Autophagy is an evolutionarily conserved lysosomal degradation process, and is involved in various cellular processes. Here I studied the role of two pore channel 2 (TPC2), a lysosomal non-selective Na+/Ca2+ channel, in autophagy progression. I found that TPC overexpression in 4T1 mouse breast cancer cell line or in HeLa human cervical cancer cell line inhibited the fusion between autophagosome and lysosome, resulting in the accumulation of autophagosomes accompanied with increased lysosomal pH. On the other hand, TPC2 knockdown in 4T1 cells resulted in the increases of autolysosomes. Interestingly, I also found that exosome secretion was markedly induced in TPC2- knockdown cells but was inhibited in TPC2-overexpressing cells. Although exosome uptake was marginally increased in TPC2-knockdown cells as compared to that in control 4T1 cells, its uptake in TPC2-overexpressing HeLa cells was significantly decreased as compared to that in control HeLa cells. In addition, I found that the migration of TPC2-knockdown 4T1 cells was significantly slower as compared to that of control 4T1 cells. TPC2-knockdown cells also proliferated slower than control or TPC2-overexpressing 4T1 cells. Therefore, TPC2-knockdown cells might reduce the cell migration through the slower growth rate.

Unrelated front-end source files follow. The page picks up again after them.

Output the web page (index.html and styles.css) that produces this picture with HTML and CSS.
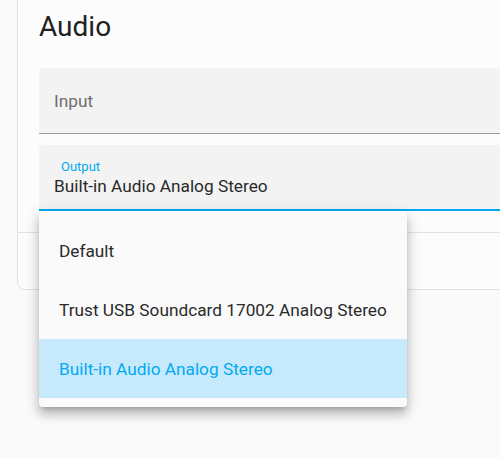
FILE: index.html
```html
<!DOCTYPE html>
<html lang="en">
<head>
<meta charset="utf-8">
<title>Audio</title>
<link rel="stylesheet" href="styles.css">
</head>
<body>
<div class="card">
  <div class="card-header">Audio</div>
  <div class="card-content">
    <div class="field">
      <span class="field-placeholder">Input</span>
    </div>
    <div class="field field-focused">
      <div class="field-stack">
        <span class="field-label">Output</span>
        <span class="field-value">Built-in Audio Analog Stereo</span>
      </div>
    </div>
  </div>
  <div class="card-actions"></div>
</div>
<ul class="menu">
  <li class="menu-item">Default</li>
  <li class="menu-item">Trust USB Soundcard 17002 Analog Stereo</li>
  <li class="menu-item menu-item-selected">Built-in Audio Analog Stereo</li>
</ul>
</body>
</html>
```
FILE: styles.css
```css
html, body {
  margin: 0;
  padding: 0;
}
body {
  background: #fafafa;
  font-family: Roboto, "Noto Sans", sans-serif;
  color: rgba(0, 0, 0, 0.87);
  overflow: hidden;
  width: 500px;
  height: 458px;
  position: relative;
}
.card {
  margin: 0 0 0 17px;
  background: #fcfcfc;
  border: 1px solid #e2e2e2;
  border-top: none;
  border-right: none;
  border-radius: 0 0 0 8px;
}
.card-header {
  padding: 9px 0 0 21px;
  font-size: 28px;
  line-height: 36px;
  color: #212121;
}
.card-content {
  padding: 23px 0 21px 21px;
}
.field {
  box-sizing: border-box;
  height: 66px;
  background: #f3f3f3;
  border-bottom: 1px solid #9a9a9a;
  border-radius: 4px 0 0 0;
  padding-left: 15px;
  display: flex;
  align-items: center;
}
.field + .field {
  margin-top: 11px;
}
.field-placeholder {
  font-size: 17.25px;
  color: #6e6e6e;
}
.field-focused {
  border-bottom: 2px solid #03a9f4;
  align-items: flex-start;
}
.field-stack {
  display: flex;
  flex-direction: column;
  padding-top: 14px;
}
.field-label {
  font-size: 13px;
  line-height: 15px;
  color: #03a9f4;
  padding-left: 7px;
}
.field-value {
  font-size: 17.25px;
  line-height: 21px;
  margin-top: 2px;
  color: #2a2a2a;
}
.card-actions {
  border-top: 1px solid #e2e2e2;
  height: 56px;
}
.menu {
  position: absolute;
  left: 39px;
  top: 211px;
  width: 368px;
  margin: 0;
  padding: 10px 0 9px;
  list-style: none;
  background: #fafafa;
  border-radius: 4px;
  box-shadow: 0 5px 5px -3px rgba(0, 0, 0, 0.2), 0 8px 10px 1px rgba(0, 0, 0, 0.14), 0 3px 14px 2px rgba(0, 0, 0, 0.12);
}
.menu-item {
  height: 59px;
  display: flex;
  align-items: center;
  padding-left: 20px;
  font-size: 17.25px;
  color: #2a2a2a;
}
.menu-item-selected {
  background: #c6eafc;
  color: #03a9f4;
}
```
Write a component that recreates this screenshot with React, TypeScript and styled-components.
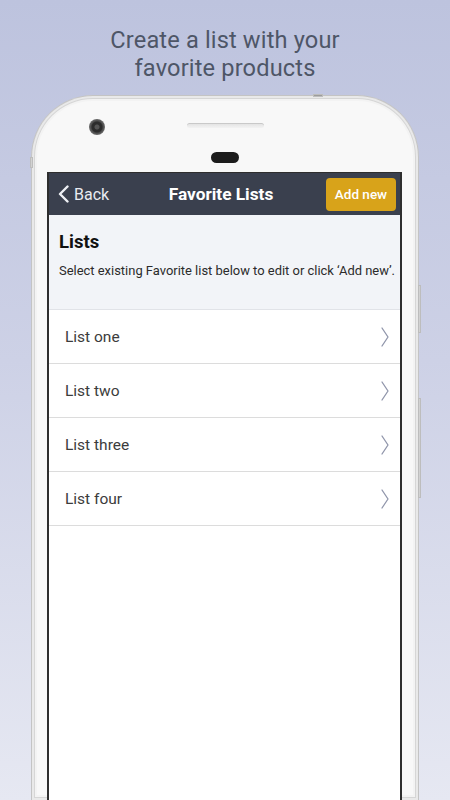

In order to explore the molecular mechanisms underlying TPC2-mediated autophagy regulation, I applied the BioID method to identify TPC2 interacting proteins. By analyzing the mass spectrometry result, I found that LAMTOR1 (late endosomal/lysosomal adaptor MAPK and mTOR activator1), which is a novel adaptor of the lysosomal membrane, is a potential TPC2 binding protein. By co-immunoprecipitation, I found that LAMTOR1 interacted with TPC2. I also found that LAMTOR1-knockdown not only induced the early stage of the autophagy, but also inhibited the autophagosome fusion with the lysosome. I speculated that LAMTOR1 knockdown inhibits the mTOR activity to induce the early stage of autophagy through TPC2 and alkalizes the pH of the lysosome to inhibit the fusion process. Thus, LAMTOR1 appears to act upstream of TPC2 to regulate autophagy. Taken together, these results support a role of TPC2 in autophagy progression and vesicle trafficking in cancer cells.